No, it doesn’t stand for Deer Valley, Digital Video, Domestic Violence, or Dear Valentine.
These two letters that Christians used to write at the end of correspondence letters, event planning cards, and diary entries stand for the Latin phrase: Deo Volente, which means… God willing, or to paraphrase… If the Lord wills. They would write these letters as a visual reminder that whatever I plan to do, I will do it “if the Lord wills.” What a simple phrase to keep our lives on track!
We would do well to adopt this practice, at least in function, if not in form. The early believers did this for everyday tasks. I will plan our next family gathering, DV. I will go on a date with this new person, DV. I will pursue this new eating habit or lifestyle change, DV. I will search for a new job, DV. From the minute to the monumental, we should always say, “If the Lord Wills.”
This is a solution because when you say these words, you are doing several things.
1. You. recognize God’s sovereign reign and providence over your life.
2. It’s a call back to submission already expressed in verse 7.

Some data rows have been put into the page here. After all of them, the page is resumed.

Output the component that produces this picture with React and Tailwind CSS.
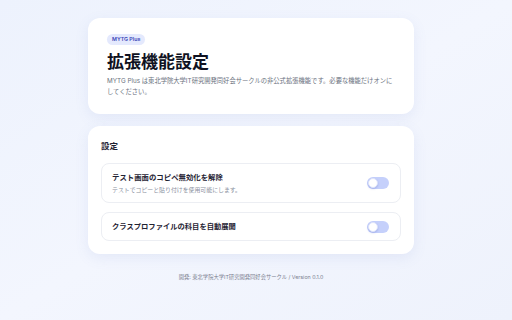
export default function App() {
  const font = { fontFamily: '"Inter", "Noto Sans CJK JP", sans-serif' };
  return (
    <div
      className="min-h-[320px] w-full bg-gradient-to-br from-[#edf2fd] via-[#f3f6fe] to-[#eef2fc] pt-[18px]"
      style={font}
    >
      <div className="ml-[88px] flex w-[326px] flex-col">
        <div className="rounded-[12px] bg-white px-[19px] pt-[16px] pb-[16px] shadow-[0_4px_14px_rgba(99,122,200,0.10)]">
          <div className="flex h-[11px] w-fit items-center rounded-full bg-[#e4e9fd] px-[5px] text-[5.3px] font-semibold leading-[11px] text-[#3b47b8]">
            MYTG Plus
          </div>
          <h1 className="mt-[5px] text-[17px] font-bold leading-[24px] text-[#0f1222]">
            拡張機能設定
          </h1>
          <p className="mt-[2px] text-[6.3px] leading-[11px] text-[#6b7280]">
            MYTG Plus は東北学院大学IT研究開発同好会サークルの非公式拡張機能です。必要な機能だけオンにしてください。
          </p>
        </div>

        <div className="mt-[12px] rounded-[12px] bg-white px-[13px] pt-[13px] pb-[13px] shadow-[0_4px_14px_rgba(99,122,200,0.10)]">
          <h2 className="text-[8.5px] font-semibold leading-[14px] text-[#1f2333]">設定</h2>
          <div className="mt-[10px] flex flex-col gap-[9px]">
            <div className="flex h-[40px] items-center justify-between rounded-[8px] border border-[#eceef3] pl-[10px] pr-[11px]">
              <div className="flex flex-col">
                <span className="text-[7.4px] font-bold leading-[11px] text-[#1f2333]">
                  テスト画面のコピペ無効化を解除
                </span>
                <span className="mt-[2px] text-[5.9px] leading-[10px] text-[#8b90a0]">
                  テストでコピーと貼り付けを使用可能にします。
                </span>
              </div>
              <Toggle />
            </div>
            <div className="flex h-[29px] items-center justify-between rounded-[8px] border border-[#eceef3] pl-[10px] pr-[11px]">
              <span className="text-[7.3px] font-bold leading-[11px] text-[#1f2333]">
                クラスプロファイルの科目を自動展開
              </span>
              <Toggle />
            </div>
          </div>
        </div>

        <p className="mt-[18px] text-center text-[5.3px] leading-[10px] text-[#7b8090]">
          開発: 東北学院大学IT研究開発同好会サークル / Version 0.1.0
        </p>
      </div>
    </div>
  );
}

function Toggle() {
  return (
    <div className="flex h-[12px] w-[22px] items-center rounded-full bg-[#c5d0fb] p-[1px]">
      <div className="h-[10px] w-[10px] rounded-full border border-[#dde3fb] bg-white shadow-[0_1px_2px_rgba(80,100,200,0.3)]" />
    </div>
  );
}
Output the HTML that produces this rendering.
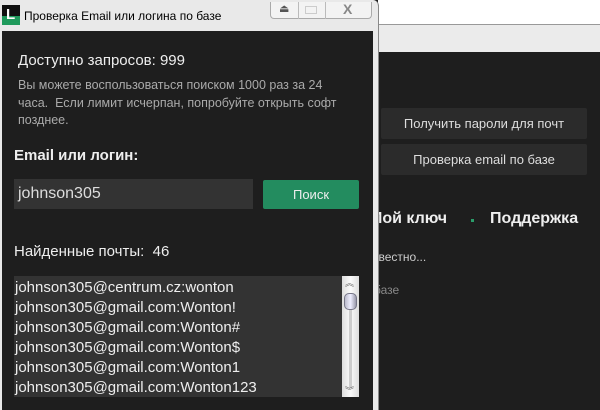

3. It’s a call back to humility, which is the key to remaining faithful to God.
When your heart is constantly pointed toward God’s plan and purpose, it can’t help but produce it.
Final Takeaway: God wants you to turn from saying ‘my will’ to ‘thy will.’
Questions to Consider
- In what practical ways can you submit your future plans to God’s will?
- What steps can you take to ensure that your ambitions align with God’s purposes for your life?
- What specific areas in your life require you to shift from ‘my will’ to ‘thy will?’
- How can understanding the transient nature of life (as mentioned in James 4) influence your day-to-day choices?
- Can you identify a recent instance where you acted in arrogance or self-reliance? How might you approach a similar situation differently in the future?